In most cases where a host company uses temporary workers from a staffing agency, certain co-employment obligations will automatically exist. For example:
- A temp is protected by the discrimination laws, which includes protection from actions of the host company, even if the staffing agency is the employer of record (see the EEOC guide on Application of EEO laws to contingent workers and temps).
- A temporary worker is considered a joint employee for purposes of the Family and Medical Leave Act (FMLA) (see §825.106, Joint employer coverage, noting that “joint employment will ordinarily be found to exist when a temporary placement agency supplies employees to a second employer”).
Employers cannot take any action to “avoid creating” a co-employment relationship under these laws because that relationship is assumed to exist.
Even the Fair Labor Standards Act (FLSA) recognizes joint employment where an individual works at multiple jobs for the same organization, or works to benefit more than one employer. Typically, the FLSA is concerned with overtime where an individual performs duties for multiple locations of the same employer. For example, if an individual works at two grocery stores that are owned by the same company, all hours worked at both locations must be combined for overtime.

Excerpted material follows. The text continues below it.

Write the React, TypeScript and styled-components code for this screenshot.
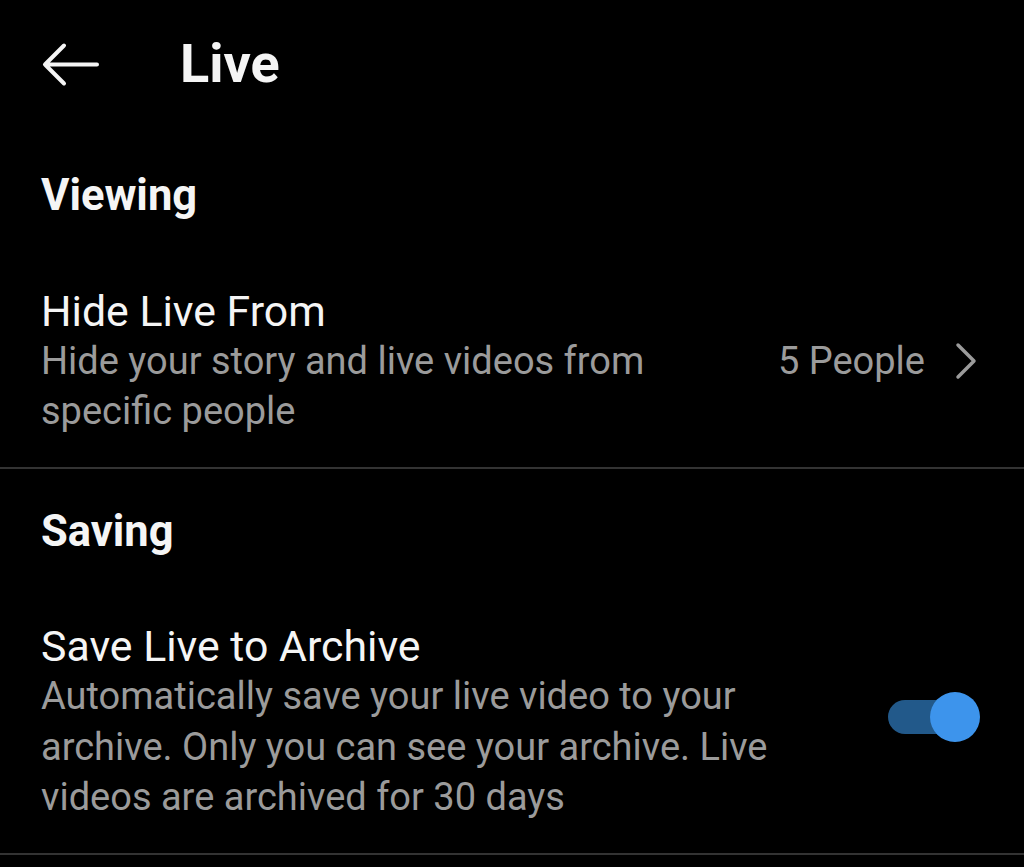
import styled, { createGlobalStyle } from "styled-components";

const GlobalStyle = createGlobalStyle`
    html, body {
        margin: 0;
        padding: 0;
        background: #000;
    }
    body {
        font-family: Roboto, "Noto Sans", sans-serif;
        -webkit-font-smoothing: antialiased;
    }
`

const StyledPage = styled.div`
    background: #000;
    color: #f5f5f5;
    min-height: 867px;
    width: 1024px;
`

const StyledHeader = styled.header`
    align-items: center;
    display: flex;
    height: 128px;
    padding: 0 0 5px 41px;
`

const StyledBackBtn = styled.button`
    background: none;
    border: none;
    display: flex;
    margin: 0 81px 0 0;
    padding: 0;
`

const StyledHeaderTitle = styled.h1`
    font-size: 54px;
    font-weight: 700;
    line-height: 60px;
    margin: 0;
`

const StyledSectionTitle = styled.h2`
    font-size: 43.5px;
    font-weight: 700;
    line-height: 50px;
    margin: 0;
    padding: 38px 41px 0;
`

const StyledRow = styled.div`
    align-items: center;
    display: flex;
    padding: 64.5px 44px 30px 41px;
`

const StyledText = styled.div<{ maxWidth: number }>`
    flex: 1;
    max-width: ${({ maxWidth }) => maxWidth}px;
`

const StyledRowTitle = styled.p`
    font-size: 42.8px;
    line-height: 50px;
    margin: 0;
`

const StyledDescription = styled.p`
    color: #9b9b9b;
    font-size: 38px;
    line-height: 50.5px;
    margin: 0;
`

const StyledTrailing = styled.div`
    align-items: center;
    color: #9b9b9b;
    display: flex;
    font-size: 38px;
    gap: 30px;
    margin-left: auto;
    padding-right: 3px;
`

const StyledDivider = styled.hr`
    border: none;
    border-top: 2px solid #333;
    margin: 0;
`

const StyledSwitch = styled.div<{ on: boolean }>`
    flex-shrink: 0;
    height: 50px;
    margin-left: auto;
    margin-top: -10px;
    position: relative;
    width: 92px;

    &::before {
        background: ${({ on }) => on ? '#22598a' : '#555'};
        border-radius: 17px;
        content: '';
        height: 34px;
        left: 0;
        position: absolute;
        top: 8px;
        width: 76px;
    }
`

const StyledKnob = styled.span<{ on: boolean }>`
    background: ${({ on }) => on ? '#3d94ec' : '#ddd'};
    border-radius: 50%;
    height: 50px;
    position: absolute;
    top: 0;
    width: 50px;
    ${({ on }) => on ? `right: 0;` : `left: 0;`}
`

const BackArrow = () => (
    <svg width="58" height="45" viewBox="0 0 58 45" fill="none" stroke="#f5f5f5" strokeWidth="4" strokeLinecap="round" strokeLinejoin="round">
        <path d="M56 22.5H4M23 3.5L4 22.5L23 41.5" />
    </svg>
)

const Chevron = () => (
    <svg width="22" height="38" viewBox="0 0 22 38" fill="none" stroke="#9b9b9b" strokeWidth="3.5" strokeLinecap="round" strokeLinejoin="round">
        <path d="M3 3L19 19L3 35" />
    </svg>
)

const App = () => {
    return (
        <StyledPage>
            <GlobalStyle />
            <StyledHeader>
                <StyledBackBtn aria-label="Back"><BackArrow /></StyledBackBtn>
                <StyledHeaderTitle>Live</StyledHeaderTitle>
            </StyledHeader>

            <StyledSectionTitle>Viewing</StyledSectionTitle>
            <StyledRow>
                <StyledText maxWidth={680}>
                    <StyledRowTitle>Hide Live From</StyledRowTitle>
                    <StyledDescription>Hide your story and live videos from specific people</StyledDescription>
                </StyledText>
                <StyledTrailing>
                    <span>5 People</span>
                    <Chevron />
                </StyledTrailing>
            </StyledRow>
            <StyledDivider />

            <StyledSectionTitle>Saving</StyledSectionTitle>
            <StyledRow>
                <StyledText maxWidth={790}>
                    <StyledRowTitle>Save Live to Archive</StyledRowTitle>
                    <StyledDescription>Automatically save your live video to your archive. Only you can see your archive. Live videos are archived for 30 days</StyledDescription>
                </StyledText>
                <StyledSwitch on={true}>
                    <StyledKnob on={true} />
                </StyledSwitch>
            </StyledRow>
            <StyledDivider />
        </StyledPage>
    )
}

export default App;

However, the FLSA regulation is somewhat open to interpretation, stating, “Where the employee performs work which simultaneously benefits two or more employers...a joint employment relationship generally will be considered to exist” (§791.2, Joint employment).
As an example, a host employer could be liable for recordkeeping violations or back pay if it asks a temp to work without recording the hours, or denies a lunch break while still deducting 30 minutes for a meal period. The temp should report the problem to the staffing agency, but if a lawsuit arises, the host company could still face liability.
Who is the employer?
As the employer of record, the staffing agency would be responsible for tax deductions, completing a Form I-9 for new hires, and most other aspects of the employer/employee relationship. Still, any relationship where the host employer exercises some control over the temp, such directing the day-to-day tasks, may create a joint or co-employment relationship under certain laws.
Although a temp is officially employed by his or her staffing agency, the host company is usually a joint employer and can face liability for many of the same violations that result in lawsuits from regular employees.
- A temp could file a discrimination or harassment claim, or could create liability if the temp is the harasser and the employer fails to address the conduct (typically be contacting the staffing agency to let them address the problem).
- If a temp takes FMLA leave , the host employer cannot interfere with the temp’s right to restoration (although the staffing agency is responsible for sending notices, tracking leave, and otherwise administering the FMLA).
- FLSA violations could create liability if the hours worked by a temp were not properly recorded and paid, or if the temp was misclassified as exempt from overtime.
So while the staffing agency is the “employer” for purposes of many laws, the host company is automatically a joint or co-employer for many situations.